When using secure boot there is one more intermediate step needed: The first binary needs to be be shim.efi, which in turn will download the actual bootloader. Most distros ship only grub.efi with a secure boot signature, which limits the boot loader choice to that.

Also all components (shim + grub + kernel) must come from the same distribution. shim.efi has the distro secure boot signing certificate embedded, so Fedora shim will only boot grub + kernel with a secure boot signature from Fedora.

Netbooting machines without EFI network driver.

You probably do not have to worry about this. Shipping systems with EFI network driver and UEFI network boot support is standard feature today, snponly.efi should be used for these systems.

When using older hardware network boot support might be missing though. Should that be the case the ipxe project can help because it also features a large collection of firmware network drivers. It ships an all-in-one EFI binary named ipxe.efi which includes the the bootloader and scripting features (which are in snponly.efi too) and additionally all the ipxe hardware drivers.

That way ipxe.efi can boot from the network even if the firmware does not provide a driver. In that case ipxe.efi itself must be loaded from local storage though. You can download the efi binary and ready-to-use ISO/USB images from boot.ipxe.org.

UEFI network boot with an UKI.

A UKI (unified kernel image) is an EFI binary bundle. It contains a linux kernel, an initrd, the command line and a few more optional components not covered here in sections of the EFI binary. Also the systemd efi stub, which handles booting the bundled linux kernel with the bundled initrd.

One advantage is that the secure boot signature of an UKI image will cover all components and not only the kernel itself, which is a big step forward for linux boot security.

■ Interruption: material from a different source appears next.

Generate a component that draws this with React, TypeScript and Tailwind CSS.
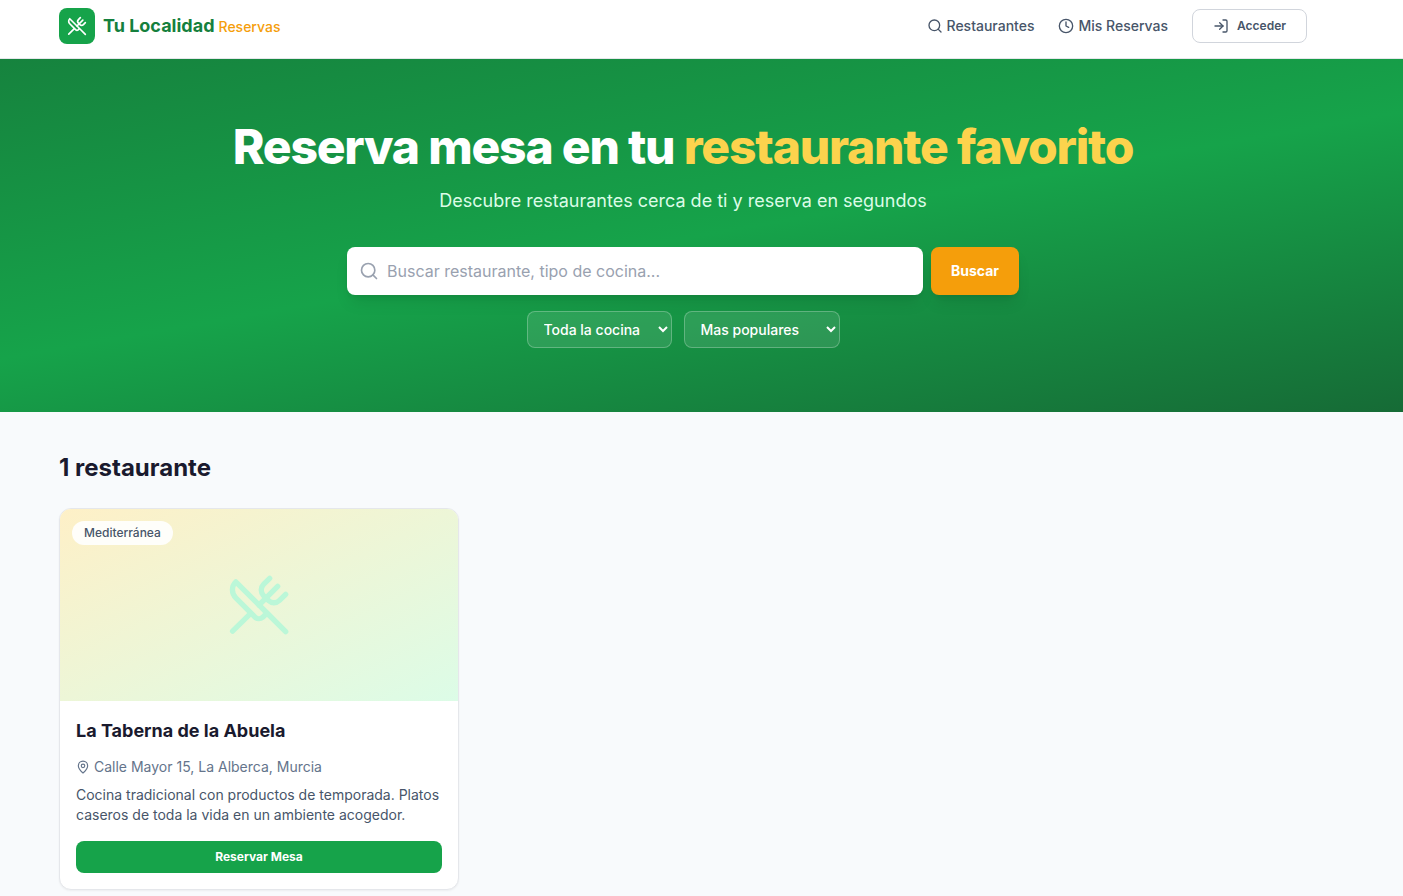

Another advantage is that a UKI is self-contained. It does not need a bootloader which knows how to boot linux kernels and handle initrd loading. It is simply an EFI binary which you can start any way you want, for example from the EFI shell prompt.

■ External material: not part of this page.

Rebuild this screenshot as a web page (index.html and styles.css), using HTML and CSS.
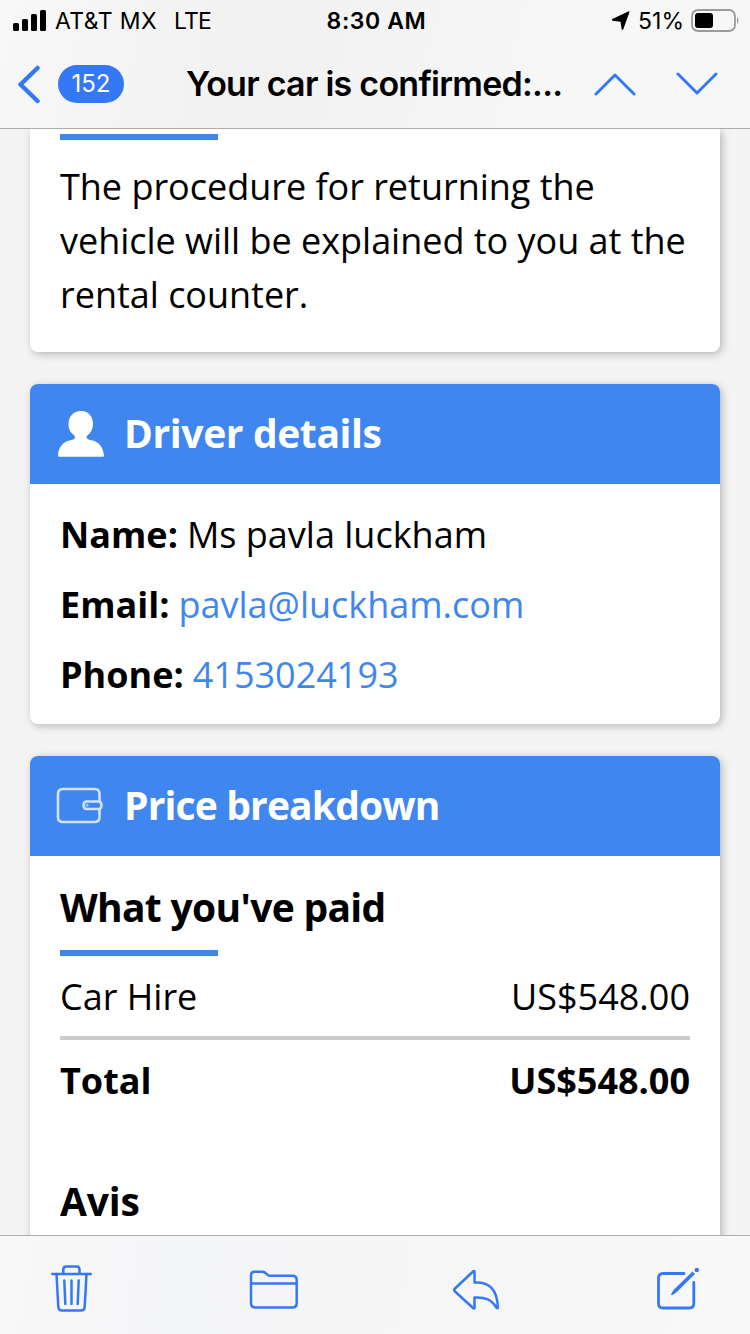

The later makes UKIs interesting for network booting, because they can be used as bootfile too. The DHCP server hands out the UKI location, the UEFI firmware fetches the UKI and starts it. Done.

Combining the bootloader and UKI approaches is possible too. UEFI bootloaders can load not only linux kernels. EFI binaries (including UKIs) can be loaded too, in case of grub.efi with the chainloader command. So if you want interactive menus to choose an UKI to boot you can do that.

UEFI network boot with an ISO image.

Modern UEFI implementations can netboot ISO images too. Unfortunately there are a few restrictions though:

  1. It is a relatively new feature. It exists for a few years already in edk2, but with the glacial speeds firmware feature updates are delivered (if at all) this means there is hardware in the wild which does not support this.
  2. It is only supported for HTTP boot. Which makes sense given that ISO images can be bulky and the http protocol typically is much faster than the tftp protocol used by PXE boot. Nevertheless you might need additional setup steps because of this.

When the UEFI firmware gets an ISO image as bootfile from the DHCP server it will load the image into a ramdisk, register the ramdisk as block device and try to boot from it.

From that point on booting works the same way booting from a local cdrom device works. The firmware will look for the boot loader on the ramdisk and load it. The bootloader will find the other components needed on the ramdisk, i.e. kernel and initrd in case of linux. All without any network access.

The UEFI firmware will also create ACPI tables for a pseudo nvdimm device. That way the booted linux kernel will find the ramdisk too. You can use the standard Fedora / CentOS / RHEL netinst ISO image, linux will find the images/install.img on the ramdisk and boot up all the way to anaconda. With enough RAM you can even load the DVD with all packages, then do the complete system install from ramdisk.

The big advantage of this approach is that the netboot workflow becomes very simliar to other installation workflows. It's not the odd kid on the block any more where loading kernel and initrd works in a completely different way. The very same ISO image can be:

  1. Burned to a physical cdrom and used to boot a physical machine.
  2. In many cases the ISO images are hypbrid, so they can be flashed to a USB stick too for booting a physical machine.
  3. The ISO image can be attached as virtual device to a virtual machine.
  4. On server grade managed hardware the ISO image can be attached as virtual media using redfish and the BMC.
  5. And finally: The ISO image can be loaded into a ramdisk via UEFI http boot.

Bonus: secure boot support suddenly isn't a headace any more.

The kernel command line.

There is one problem with the fancy new world though. We have lots of places in the linux world which depend on the linux kernel command line for system configuration. For example anaconda expects getting the URL of the install repository and the kickstart file that way.

When using a boot loader that is simple. The kernel command line simply goes into the boot loader config file.

With ISO images it is more complicated, changing the grub config file on a ISO image is a cumbersome process. Also ISO images are not exactly small, so install images with customized grub.cfg need quite some storage space.

UKIs can pass through command line arguments to the linux kernel, but that is only allowed in case secure boot is disabled. When using UKIs with secure boot the best option is to use the UKIs built and signed on distro build infrastructure. Which implies using the kernel command line for customization is not going to work with secure boot enabled.

So, all of the above (and UKIs in general) will work better if we can replace the kernel command line as universal configuration vehicle with something else. Which most likely will not be a single thing but a number of different approaches depending on the use case. Some steps into that direction did happen already. Systemd can autodetect partitions (so booting from disk without root=... on the kernel command line works). And systemd credentials can be used to configure some aspects of a linux system. There is still a loooong way to go though.